The Apache DB community has recently released Derby 10.8.1.2.
Although the 'repro attached' flag is checked, the repro in the description is
impractical to follow, because there is no description of the original table
created; no sql.
Is it possible for you to:
- verify the results with 10.8.1.2?
- contribute the sql used for the test cases to duplicate the behavior, and
your program that does the timed inserts?

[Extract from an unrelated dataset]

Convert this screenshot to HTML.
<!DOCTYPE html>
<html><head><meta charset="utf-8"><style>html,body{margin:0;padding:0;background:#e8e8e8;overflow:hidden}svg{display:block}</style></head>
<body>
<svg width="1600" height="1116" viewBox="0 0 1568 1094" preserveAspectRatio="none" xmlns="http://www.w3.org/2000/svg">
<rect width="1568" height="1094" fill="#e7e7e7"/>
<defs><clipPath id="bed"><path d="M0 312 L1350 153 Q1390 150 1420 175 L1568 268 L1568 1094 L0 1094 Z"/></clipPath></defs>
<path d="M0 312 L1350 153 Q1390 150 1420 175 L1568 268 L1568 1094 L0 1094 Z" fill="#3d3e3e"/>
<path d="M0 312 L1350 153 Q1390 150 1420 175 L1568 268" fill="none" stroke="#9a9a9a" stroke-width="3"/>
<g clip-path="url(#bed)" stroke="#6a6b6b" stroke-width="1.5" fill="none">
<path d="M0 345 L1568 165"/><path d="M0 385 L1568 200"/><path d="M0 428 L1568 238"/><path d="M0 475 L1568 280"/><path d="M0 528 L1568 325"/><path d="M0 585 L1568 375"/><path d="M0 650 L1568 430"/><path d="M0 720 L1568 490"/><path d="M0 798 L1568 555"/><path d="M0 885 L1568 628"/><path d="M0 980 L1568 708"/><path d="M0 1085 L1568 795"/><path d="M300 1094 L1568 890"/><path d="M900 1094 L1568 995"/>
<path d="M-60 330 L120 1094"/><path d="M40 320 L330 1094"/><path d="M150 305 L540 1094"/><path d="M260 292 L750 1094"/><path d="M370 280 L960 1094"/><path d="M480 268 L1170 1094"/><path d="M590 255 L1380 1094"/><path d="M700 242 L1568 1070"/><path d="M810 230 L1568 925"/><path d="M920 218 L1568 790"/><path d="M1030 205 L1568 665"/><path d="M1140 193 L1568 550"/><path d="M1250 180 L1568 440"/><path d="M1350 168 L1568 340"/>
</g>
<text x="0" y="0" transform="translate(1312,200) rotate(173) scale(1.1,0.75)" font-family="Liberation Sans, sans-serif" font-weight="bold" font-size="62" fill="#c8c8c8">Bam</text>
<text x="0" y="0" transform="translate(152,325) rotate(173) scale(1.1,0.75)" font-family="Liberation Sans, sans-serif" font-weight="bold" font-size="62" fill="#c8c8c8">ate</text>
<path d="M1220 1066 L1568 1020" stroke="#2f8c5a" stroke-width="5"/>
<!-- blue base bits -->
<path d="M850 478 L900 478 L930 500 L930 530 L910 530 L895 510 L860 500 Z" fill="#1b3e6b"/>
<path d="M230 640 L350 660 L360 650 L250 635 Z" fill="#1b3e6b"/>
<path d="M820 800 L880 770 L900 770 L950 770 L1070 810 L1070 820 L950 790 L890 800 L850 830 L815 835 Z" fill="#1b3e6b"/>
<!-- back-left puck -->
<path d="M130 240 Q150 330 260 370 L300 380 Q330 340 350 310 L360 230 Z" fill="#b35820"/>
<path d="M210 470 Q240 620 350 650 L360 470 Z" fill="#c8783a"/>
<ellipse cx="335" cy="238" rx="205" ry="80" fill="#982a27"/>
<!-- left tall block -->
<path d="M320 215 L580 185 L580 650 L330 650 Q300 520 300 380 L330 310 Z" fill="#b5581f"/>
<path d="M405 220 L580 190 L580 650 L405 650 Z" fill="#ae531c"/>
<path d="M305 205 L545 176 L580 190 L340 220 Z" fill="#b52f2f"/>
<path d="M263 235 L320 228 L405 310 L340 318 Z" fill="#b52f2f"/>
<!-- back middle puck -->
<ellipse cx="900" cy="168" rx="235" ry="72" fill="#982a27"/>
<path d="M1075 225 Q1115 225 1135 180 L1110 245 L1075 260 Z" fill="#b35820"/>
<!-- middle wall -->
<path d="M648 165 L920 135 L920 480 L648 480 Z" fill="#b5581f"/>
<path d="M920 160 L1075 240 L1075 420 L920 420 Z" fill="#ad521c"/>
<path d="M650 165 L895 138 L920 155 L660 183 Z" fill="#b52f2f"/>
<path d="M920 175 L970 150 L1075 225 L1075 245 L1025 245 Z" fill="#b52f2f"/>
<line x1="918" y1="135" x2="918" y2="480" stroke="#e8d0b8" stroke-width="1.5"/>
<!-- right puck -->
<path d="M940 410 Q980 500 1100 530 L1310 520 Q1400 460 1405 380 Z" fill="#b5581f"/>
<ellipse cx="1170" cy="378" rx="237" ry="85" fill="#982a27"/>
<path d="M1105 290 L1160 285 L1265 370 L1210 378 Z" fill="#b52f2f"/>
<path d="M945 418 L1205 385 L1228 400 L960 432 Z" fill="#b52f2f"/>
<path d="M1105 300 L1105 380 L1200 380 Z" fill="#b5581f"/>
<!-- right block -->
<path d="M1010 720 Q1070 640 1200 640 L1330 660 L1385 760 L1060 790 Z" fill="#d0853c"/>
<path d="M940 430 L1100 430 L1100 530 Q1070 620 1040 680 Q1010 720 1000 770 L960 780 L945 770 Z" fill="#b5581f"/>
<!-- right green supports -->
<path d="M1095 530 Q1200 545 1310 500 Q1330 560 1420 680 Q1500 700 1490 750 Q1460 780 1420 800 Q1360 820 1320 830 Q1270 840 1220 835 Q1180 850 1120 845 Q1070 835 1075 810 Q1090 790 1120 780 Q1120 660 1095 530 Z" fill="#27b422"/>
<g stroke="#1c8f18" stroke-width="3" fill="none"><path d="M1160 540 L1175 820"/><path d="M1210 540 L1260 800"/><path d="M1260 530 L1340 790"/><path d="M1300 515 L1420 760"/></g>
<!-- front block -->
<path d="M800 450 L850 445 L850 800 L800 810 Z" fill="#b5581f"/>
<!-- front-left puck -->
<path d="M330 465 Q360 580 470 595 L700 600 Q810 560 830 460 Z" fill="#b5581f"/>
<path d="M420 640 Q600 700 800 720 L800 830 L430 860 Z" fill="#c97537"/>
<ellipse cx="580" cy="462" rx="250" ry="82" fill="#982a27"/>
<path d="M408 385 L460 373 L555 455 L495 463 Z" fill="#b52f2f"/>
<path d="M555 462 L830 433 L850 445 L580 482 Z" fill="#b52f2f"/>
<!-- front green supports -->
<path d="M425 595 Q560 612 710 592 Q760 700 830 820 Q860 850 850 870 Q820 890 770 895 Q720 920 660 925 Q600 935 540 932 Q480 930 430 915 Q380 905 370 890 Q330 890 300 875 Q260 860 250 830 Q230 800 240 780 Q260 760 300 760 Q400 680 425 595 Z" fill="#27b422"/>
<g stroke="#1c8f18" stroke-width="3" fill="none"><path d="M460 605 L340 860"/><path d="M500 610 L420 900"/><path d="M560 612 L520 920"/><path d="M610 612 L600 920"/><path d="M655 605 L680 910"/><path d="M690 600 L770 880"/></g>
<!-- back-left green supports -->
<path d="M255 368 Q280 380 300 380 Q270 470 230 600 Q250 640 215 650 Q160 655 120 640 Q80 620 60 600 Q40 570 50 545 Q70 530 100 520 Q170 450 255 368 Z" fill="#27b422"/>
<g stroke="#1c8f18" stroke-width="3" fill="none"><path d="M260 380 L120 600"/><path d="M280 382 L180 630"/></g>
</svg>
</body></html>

> Upgrade from 10.2 to 10.6 fails if existing database contains a large number
> of tables with similar names.
> ----------------------------------------------------------------------------------------------------------
>
> Key: DERBY-4710
> URL: https://issues.apache.org/jira/browse/DERBY-4710
> Project: Derby
> Issue Type: Bug
> Components: SQL, Store
> Affects Versions: 10.5.1.1, 10.5.2.0, 10.5.3.0, 10.6.1.0
> Environment: Windows XP SP3, or Windows Server 2003 R2 32-bit. Not
> tested on any other platform.
> Reporter: Ray Gala
> Labels: derby_triage10_5_2
> Attachments: Derby-test.log
>
>
> Upgrade fails because of quick degradation in performance when trying to
> upgrade our existing Derby DB from version 10.2.2 to the latest build 10.6.
> Problem is that our database contains thousands of tables with the names
> starting from "SURVEY_xxxxx" where xxxxx can be any integer from 1 to 99999.

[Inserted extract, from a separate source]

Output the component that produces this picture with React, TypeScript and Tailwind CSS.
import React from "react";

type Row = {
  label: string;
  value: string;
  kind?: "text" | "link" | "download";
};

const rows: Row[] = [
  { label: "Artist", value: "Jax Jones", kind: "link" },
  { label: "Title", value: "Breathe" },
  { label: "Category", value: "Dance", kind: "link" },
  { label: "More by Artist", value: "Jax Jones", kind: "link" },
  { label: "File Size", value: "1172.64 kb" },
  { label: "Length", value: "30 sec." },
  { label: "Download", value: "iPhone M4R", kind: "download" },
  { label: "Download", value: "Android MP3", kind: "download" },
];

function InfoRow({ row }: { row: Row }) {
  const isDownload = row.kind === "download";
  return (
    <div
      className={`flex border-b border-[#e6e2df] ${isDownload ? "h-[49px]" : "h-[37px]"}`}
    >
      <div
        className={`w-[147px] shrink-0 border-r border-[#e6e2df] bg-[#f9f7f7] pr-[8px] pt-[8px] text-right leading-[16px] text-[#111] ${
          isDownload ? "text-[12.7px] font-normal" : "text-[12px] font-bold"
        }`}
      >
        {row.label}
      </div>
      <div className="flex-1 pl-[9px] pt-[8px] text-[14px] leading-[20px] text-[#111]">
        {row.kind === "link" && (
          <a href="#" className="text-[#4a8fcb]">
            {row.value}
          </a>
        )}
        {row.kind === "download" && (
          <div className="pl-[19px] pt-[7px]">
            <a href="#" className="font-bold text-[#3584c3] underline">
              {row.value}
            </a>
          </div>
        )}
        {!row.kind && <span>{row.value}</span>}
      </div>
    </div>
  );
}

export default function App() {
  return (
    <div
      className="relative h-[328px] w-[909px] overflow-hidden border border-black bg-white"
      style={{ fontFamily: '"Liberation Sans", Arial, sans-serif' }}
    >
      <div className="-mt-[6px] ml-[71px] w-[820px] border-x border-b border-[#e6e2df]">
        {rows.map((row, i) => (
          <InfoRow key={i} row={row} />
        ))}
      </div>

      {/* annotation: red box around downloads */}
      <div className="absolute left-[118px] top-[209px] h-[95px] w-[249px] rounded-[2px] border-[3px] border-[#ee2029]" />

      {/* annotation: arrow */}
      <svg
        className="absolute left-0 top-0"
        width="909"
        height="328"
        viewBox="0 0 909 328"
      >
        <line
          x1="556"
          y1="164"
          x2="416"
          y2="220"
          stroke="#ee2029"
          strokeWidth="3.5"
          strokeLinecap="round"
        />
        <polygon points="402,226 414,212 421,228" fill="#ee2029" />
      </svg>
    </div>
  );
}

> Upgrade fails on this tables to the point that one cannot access any of them,
> because apparently it takes a very long time to open them.
> We staged a test in order to see how database handles creation of thousands
> of similarly named tables.
> Below we will try to describe how the test was conducted.
>
> Process
> - Create a new blank database in 10.6
> In a loop from 1 to 10000 { although I only managed to get to 1510 over night}
> - Created a program that creates a table called SURVEY_X
> - Inserts 1/2 hour interval data from the range 2006-08-03 15:00:00
> to 2009-01-15 00:00:00. 40,000 records.
>
> And this process repeats.
>
> Results
> - At the start (10:00 pm) a single cycle of create and insert was
> taking 2 seconds i.e Creation of SURVEY_1
> - Run overnight
> - In the morning 7:00am it had only got to 1510 table and insert
> creations, and was taking 2 minutes for every new table - i.e Creation of
> SURVEY_1510
>
> If I change the program (and use it on this database with the current 1510
> tables in it) to create a table called T_SURVEY_X then it goes back to 2
> seconds, although I suspect that if I left it running and we had 1500 tables
> called T_SURVEY_X we would have the same problem.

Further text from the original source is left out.